**GOAL OF THE EXERCISE**
Locate the line that contains "Output the component". Retype it and every line after it to the end of the records, exactly, but not the pictures.

**INPUT MATERIAL**
————————

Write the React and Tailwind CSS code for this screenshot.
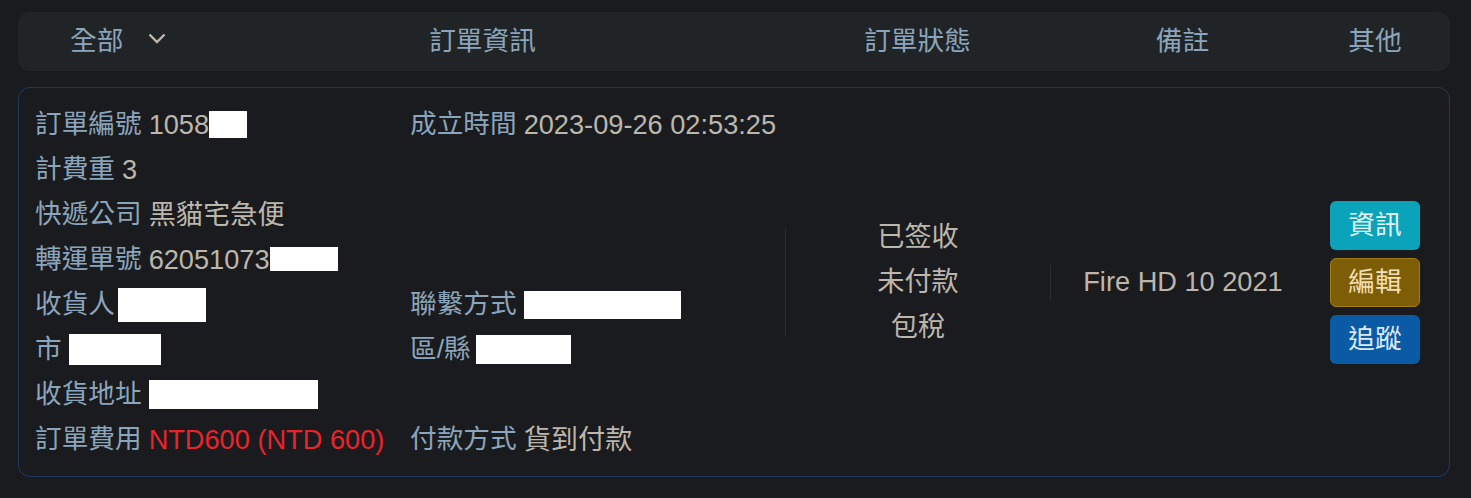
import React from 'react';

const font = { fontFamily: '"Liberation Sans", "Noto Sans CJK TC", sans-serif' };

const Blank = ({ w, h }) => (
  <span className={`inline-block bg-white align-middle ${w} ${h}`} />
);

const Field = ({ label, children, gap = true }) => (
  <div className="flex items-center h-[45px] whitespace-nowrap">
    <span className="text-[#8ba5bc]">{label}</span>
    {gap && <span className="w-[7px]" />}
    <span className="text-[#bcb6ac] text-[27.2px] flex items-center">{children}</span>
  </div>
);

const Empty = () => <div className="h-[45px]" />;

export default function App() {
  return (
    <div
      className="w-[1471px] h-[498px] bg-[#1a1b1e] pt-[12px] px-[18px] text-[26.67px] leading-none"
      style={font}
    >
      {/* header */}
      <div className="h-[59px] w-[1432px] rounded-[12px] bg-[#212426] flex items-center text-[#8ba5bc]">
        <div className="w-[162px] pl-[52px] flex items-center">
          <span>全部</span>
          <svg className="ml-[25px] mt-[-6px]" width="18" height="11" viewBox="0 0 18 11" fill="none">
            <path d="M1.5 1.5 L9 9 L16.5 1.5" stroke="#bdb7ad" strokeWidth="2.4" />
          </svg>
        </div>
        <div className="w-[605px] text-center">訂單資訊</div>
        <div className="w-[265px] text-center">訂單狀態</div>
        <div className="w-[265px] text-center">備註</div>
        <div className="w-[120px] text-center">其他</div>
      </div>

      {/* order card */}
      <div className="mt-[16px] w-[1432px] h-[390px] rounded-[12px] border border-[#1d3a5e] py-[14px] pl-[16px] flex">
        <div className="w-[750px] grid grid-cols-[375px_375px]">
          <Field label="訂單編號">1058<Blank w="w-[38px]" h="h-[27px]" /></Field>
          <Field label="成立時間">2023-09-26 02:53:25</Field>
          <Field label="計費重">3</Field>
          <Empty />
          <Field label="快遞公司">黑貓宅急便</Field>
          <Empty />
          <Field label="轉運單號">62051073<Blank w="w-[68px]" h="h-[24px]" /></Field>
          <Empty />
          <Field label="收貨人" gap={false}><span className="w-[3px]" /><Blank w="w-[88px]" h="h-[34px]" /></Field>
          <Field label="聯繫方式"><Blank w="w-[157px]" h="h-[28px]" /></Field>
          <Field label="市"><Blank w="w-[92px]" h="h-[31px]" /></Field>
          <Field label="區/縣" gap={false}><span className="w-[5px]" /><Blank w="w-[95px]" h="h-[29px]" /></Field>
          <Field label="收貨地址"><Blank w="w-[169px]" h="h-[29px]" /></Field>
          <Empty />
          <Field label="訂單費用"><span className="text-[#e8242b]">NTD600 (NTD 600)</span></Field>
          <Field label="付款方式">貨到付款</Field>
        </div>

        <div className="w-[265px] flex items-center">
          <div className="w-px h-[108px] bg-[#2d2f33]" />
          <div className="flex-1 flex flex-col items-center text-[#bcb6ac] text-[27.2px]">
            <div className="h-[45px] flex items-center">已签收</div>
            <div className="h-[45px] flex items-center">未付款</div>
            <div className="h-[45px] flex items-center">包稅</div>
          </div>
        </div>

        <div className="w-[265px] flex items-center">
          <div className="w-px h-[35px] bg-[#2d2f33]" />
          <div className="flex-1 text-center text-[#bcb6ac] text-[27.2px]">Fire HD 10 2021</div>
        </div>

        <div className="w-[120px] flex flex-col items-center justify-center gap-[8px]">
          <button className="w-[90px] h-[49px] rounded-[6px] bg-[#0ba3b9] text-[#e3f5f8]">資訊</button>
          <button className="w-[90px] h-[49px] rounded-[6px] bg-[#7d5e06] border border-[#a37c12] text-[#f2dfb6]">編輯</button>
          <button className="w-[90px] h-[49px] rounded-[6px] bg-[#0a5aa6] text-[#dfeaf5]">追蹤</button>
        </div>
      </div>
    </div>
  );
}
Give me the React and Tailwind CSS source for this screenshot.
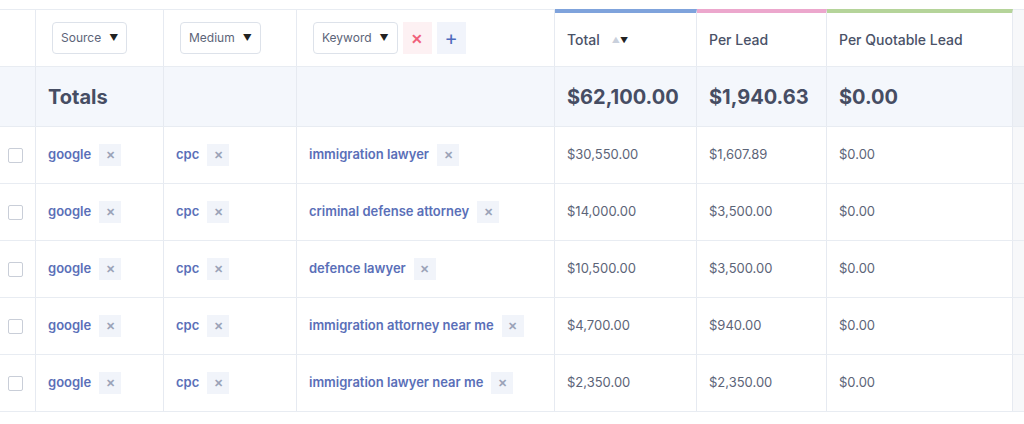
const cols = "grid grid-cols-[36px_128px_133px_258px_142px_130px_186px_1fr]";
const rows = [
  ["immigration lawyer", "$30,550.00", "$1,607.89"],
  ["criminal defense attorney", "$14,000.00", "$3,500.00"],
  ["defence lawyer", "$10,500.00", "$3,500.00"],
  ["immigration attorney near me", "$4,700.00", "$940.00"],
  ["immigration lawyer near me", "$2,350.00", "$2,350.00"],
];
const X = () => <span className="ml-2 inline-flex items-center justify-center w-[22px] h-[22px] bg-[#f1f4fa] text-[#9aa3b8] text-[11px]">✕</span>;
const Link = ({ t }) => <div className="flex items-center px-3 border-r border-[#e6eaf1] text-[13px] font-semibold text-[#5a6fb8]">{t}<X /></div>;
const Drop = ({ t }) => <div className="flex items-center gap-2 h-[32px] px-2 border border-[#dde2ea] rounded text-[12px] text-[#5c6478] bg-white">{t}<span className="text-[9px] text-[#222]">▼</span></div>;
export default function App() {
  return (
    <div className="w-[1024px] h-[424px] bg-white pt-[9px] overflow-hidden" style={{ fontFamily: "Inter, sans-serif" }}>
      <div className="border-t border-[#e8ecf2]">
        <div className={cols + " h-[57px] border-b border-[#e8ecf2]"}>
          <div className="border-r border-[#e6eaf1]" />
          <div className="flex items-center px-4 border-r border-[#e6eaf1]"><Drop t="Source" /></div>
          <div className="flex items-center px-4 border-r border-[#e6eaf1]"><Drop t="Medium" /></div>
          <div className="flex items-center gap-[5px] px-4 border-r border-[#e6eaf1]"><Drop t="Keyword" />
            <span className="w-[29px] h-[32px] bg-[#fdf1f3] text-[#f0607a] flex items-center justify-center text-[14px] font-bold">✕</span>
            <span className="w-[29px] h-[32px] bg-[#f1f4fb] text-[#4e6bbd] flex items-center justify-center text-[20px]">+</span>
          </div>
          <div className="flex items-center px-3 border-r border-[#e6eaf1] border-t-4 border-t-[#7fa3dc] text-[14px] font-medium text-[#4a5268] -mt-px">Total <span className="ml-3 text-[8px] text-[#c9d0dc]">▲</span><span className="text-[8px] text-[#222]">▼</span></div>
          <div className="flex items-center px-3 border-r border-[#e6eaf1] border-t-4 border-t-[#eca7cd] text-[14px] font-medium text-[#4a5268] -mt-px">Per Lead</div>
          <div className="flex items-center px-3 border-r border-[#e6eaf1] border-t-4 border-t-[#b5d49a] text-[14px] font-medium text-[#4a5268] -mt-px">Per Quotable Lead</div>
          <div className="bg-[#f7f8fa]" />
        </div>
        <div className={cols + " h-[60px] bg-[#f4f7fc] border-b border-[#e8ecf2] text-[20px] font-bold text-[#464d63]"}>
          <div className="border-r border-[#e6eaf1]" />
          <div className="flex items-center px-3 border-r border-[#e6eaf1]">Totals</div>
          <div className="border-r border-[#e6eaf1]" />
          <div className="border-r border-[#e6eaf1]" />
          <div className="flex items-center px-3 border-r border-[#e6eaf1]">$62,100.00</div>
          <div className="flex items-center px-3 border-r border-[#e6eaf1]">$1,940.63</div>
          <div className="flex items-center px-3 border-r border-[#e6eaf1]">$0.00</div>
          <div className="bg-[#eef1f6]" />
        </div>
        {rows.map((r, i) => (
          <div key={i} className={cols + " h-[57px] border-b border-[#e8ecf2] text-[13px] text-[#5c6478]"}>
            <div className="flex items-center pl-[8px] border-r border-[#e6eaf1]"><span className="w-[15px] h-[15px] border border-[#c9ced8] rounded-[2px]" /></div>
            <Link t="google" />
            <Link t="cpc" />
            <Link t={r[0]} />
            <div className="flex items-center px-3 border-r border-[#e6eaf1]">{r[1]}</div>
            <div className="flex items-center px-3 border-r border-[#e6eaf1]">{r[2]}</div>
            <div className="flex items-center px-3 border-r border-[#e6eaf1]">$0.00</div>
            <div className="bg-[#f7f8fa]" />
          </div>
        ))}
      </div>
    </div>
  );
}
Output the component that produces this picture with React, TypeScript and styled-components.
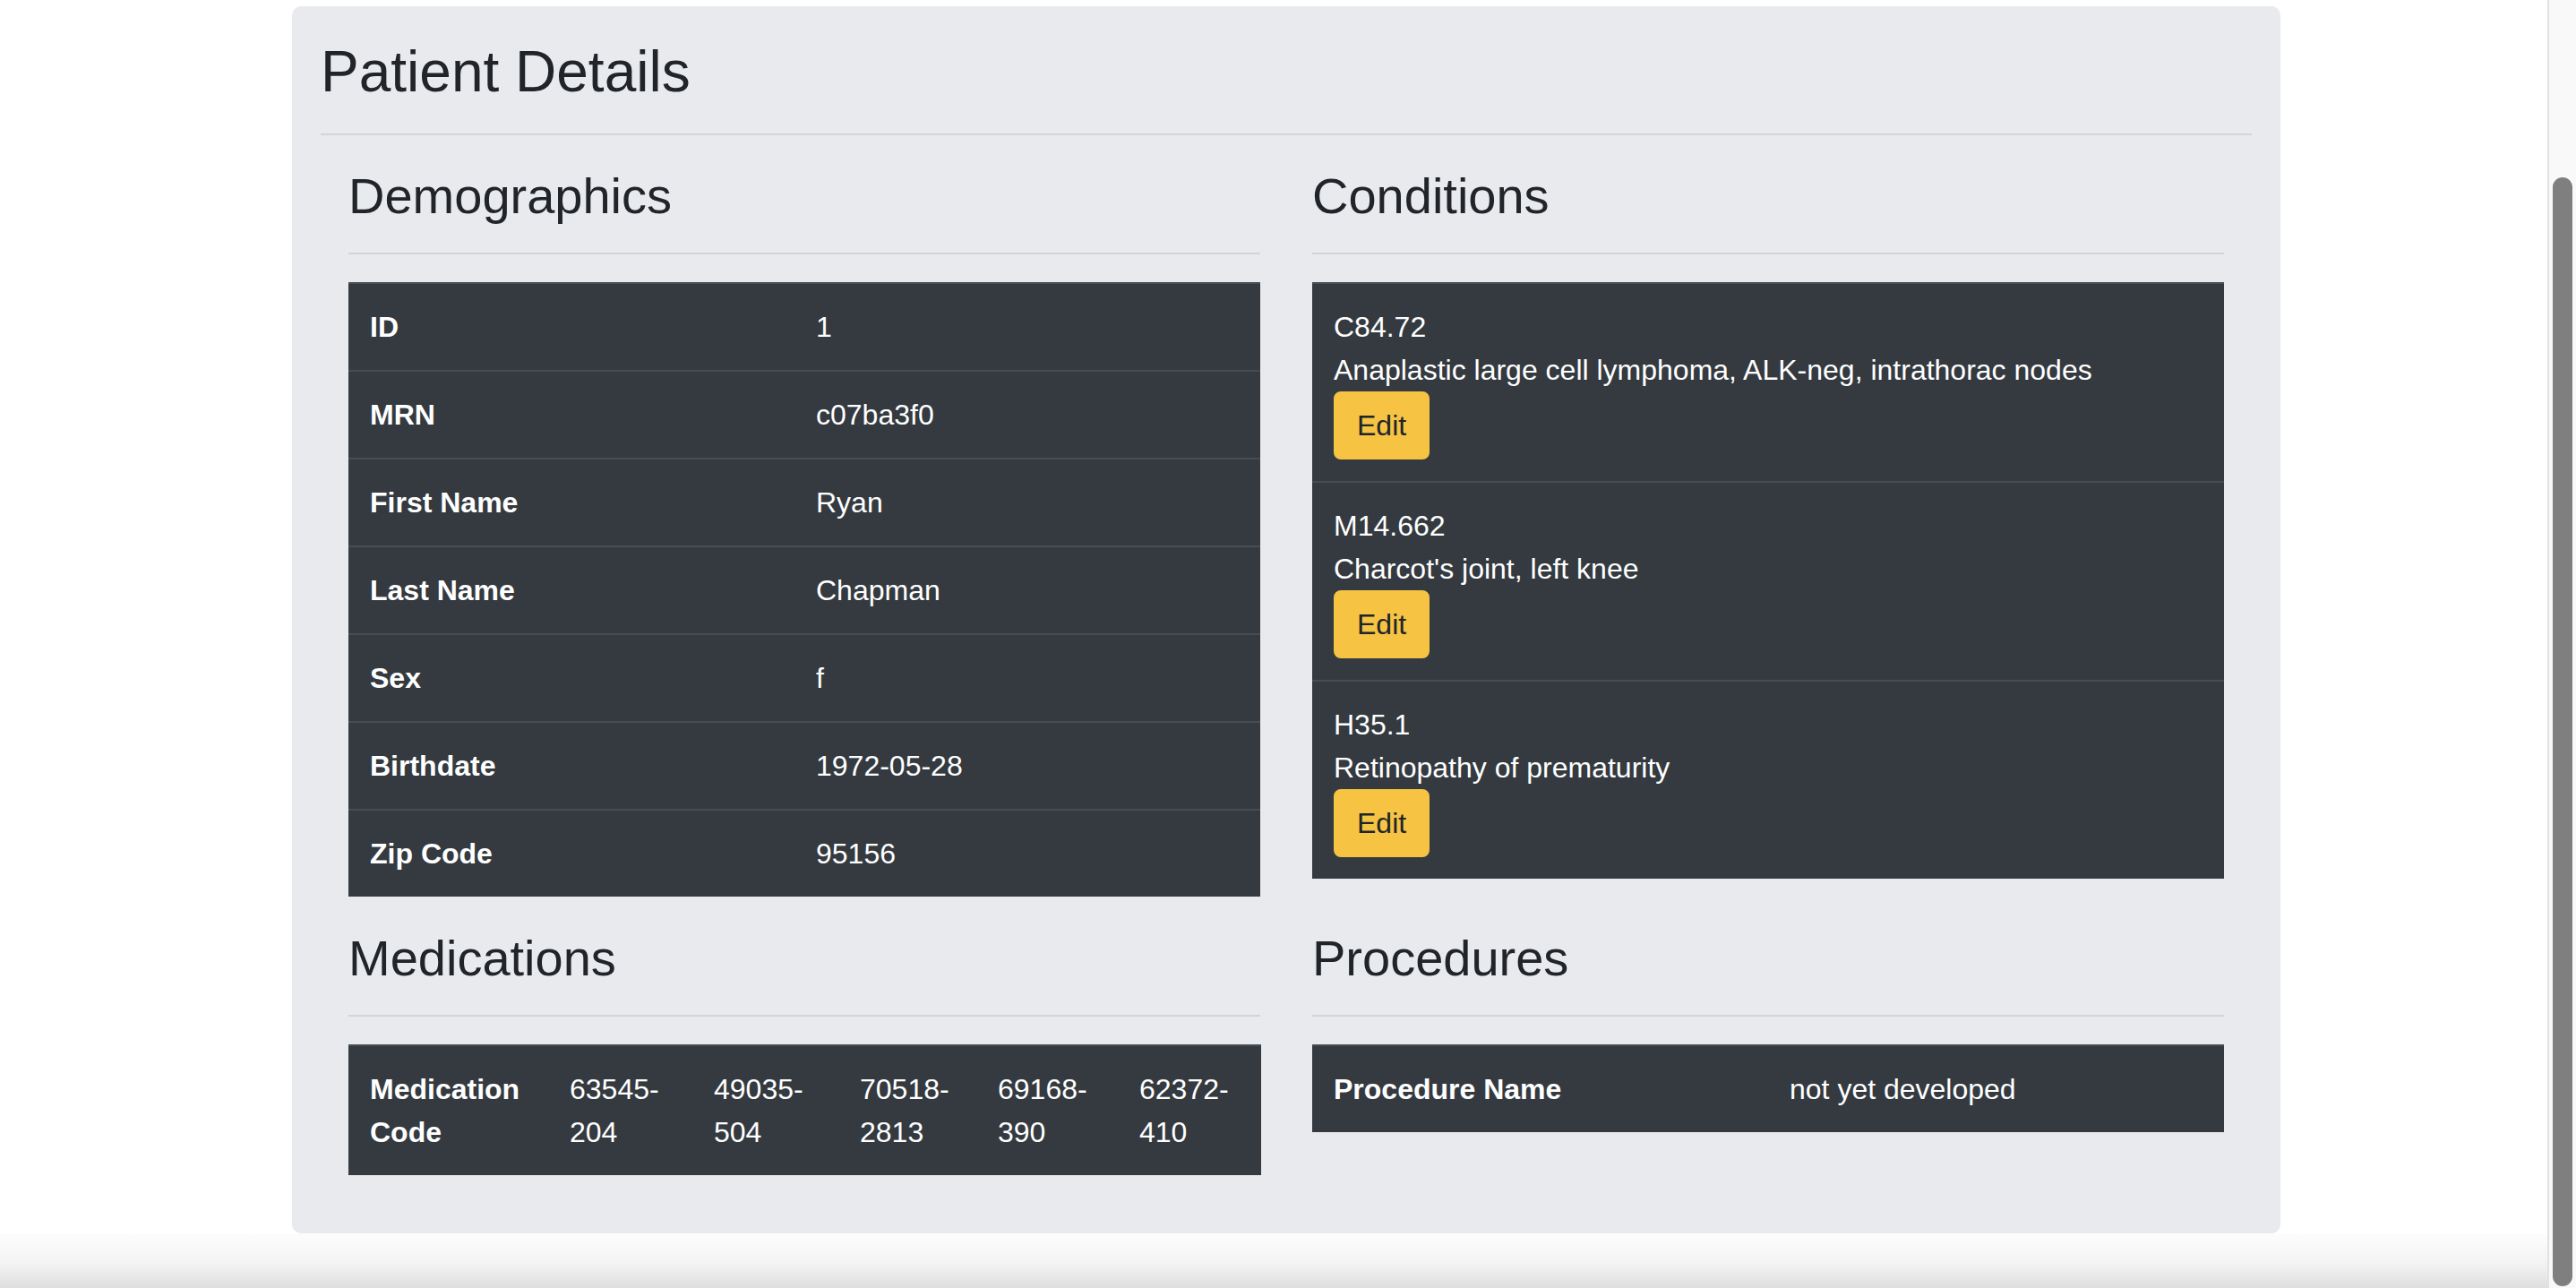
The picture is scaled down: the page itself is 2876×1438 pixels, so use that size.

————————

**TASK RESULT**
Output the component that produces this picture with React, TypeScript and styled-components.
The picture is scaled down: the page itself is 2876×1438 pixels, so use that size.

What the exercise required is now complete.